### Source excerpt:
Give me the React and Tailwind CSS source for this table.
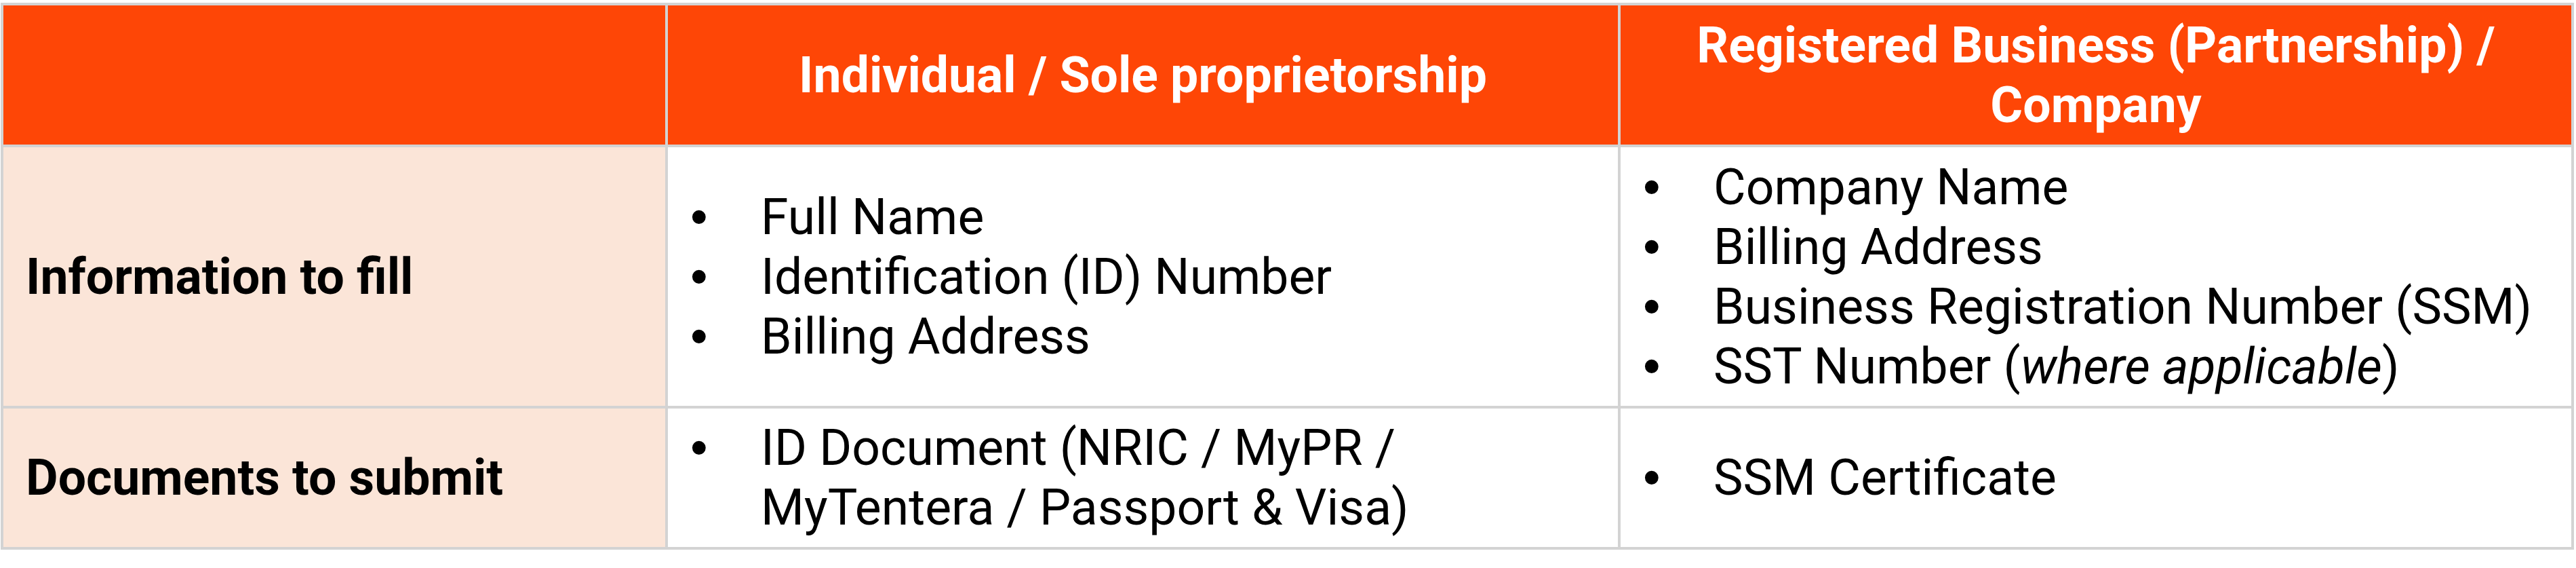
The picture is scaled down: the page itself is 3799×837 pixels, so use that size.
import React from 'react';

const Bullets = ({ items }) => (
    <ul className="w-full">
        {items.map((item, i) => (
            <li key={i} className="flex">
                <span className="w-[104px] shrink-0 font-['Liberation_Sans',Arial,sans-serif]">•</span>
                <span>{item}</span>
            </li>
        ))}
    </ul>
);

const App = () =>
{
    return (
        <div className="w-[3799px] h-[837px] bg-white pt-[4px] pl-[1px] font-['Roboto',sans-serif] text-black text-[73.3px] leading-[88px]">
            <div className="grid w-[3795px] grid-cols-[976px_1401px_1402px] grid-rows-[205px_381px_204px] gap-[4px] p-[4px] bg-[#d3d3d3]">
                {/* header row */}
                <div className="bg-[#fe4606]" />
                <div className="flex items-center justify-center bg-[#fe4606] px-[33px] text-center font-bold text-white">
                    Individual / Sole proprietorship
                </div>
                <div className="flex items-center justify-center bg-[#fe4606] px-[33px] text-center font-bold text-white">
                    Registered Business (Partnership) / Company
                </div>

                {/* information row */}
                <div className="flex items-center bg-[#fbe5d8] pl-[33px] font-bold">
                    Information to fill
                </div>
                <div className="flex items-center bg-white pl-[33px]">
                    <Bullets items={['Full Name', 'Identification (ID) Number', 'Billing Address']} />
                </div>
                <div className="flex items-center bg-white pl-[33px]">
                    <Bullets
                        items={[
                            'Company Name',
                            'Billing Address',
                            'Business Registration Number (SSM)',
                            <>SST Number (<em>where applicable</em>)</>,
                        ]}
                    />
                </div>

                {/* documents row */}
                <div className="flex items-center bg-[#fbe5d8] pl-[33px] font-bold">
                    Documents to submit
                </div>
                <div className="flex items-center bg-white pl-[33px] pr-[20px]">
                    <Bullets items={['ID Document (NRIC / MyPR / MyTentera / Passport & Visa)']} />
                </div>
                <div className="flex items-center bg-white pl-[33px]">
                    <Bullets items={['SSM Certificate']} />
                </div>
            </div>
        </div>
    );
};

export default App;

### Stated exercise:
Output exactly the span of lines from the top of the listing through the line holding "import React from 'react';", and leave every picture out.

### Response below:
Give me the React and Tailwind CSS source for this table.
The picture is scaled down: the page itself is 3799×837 pixels, so use that size.
import React from 'react';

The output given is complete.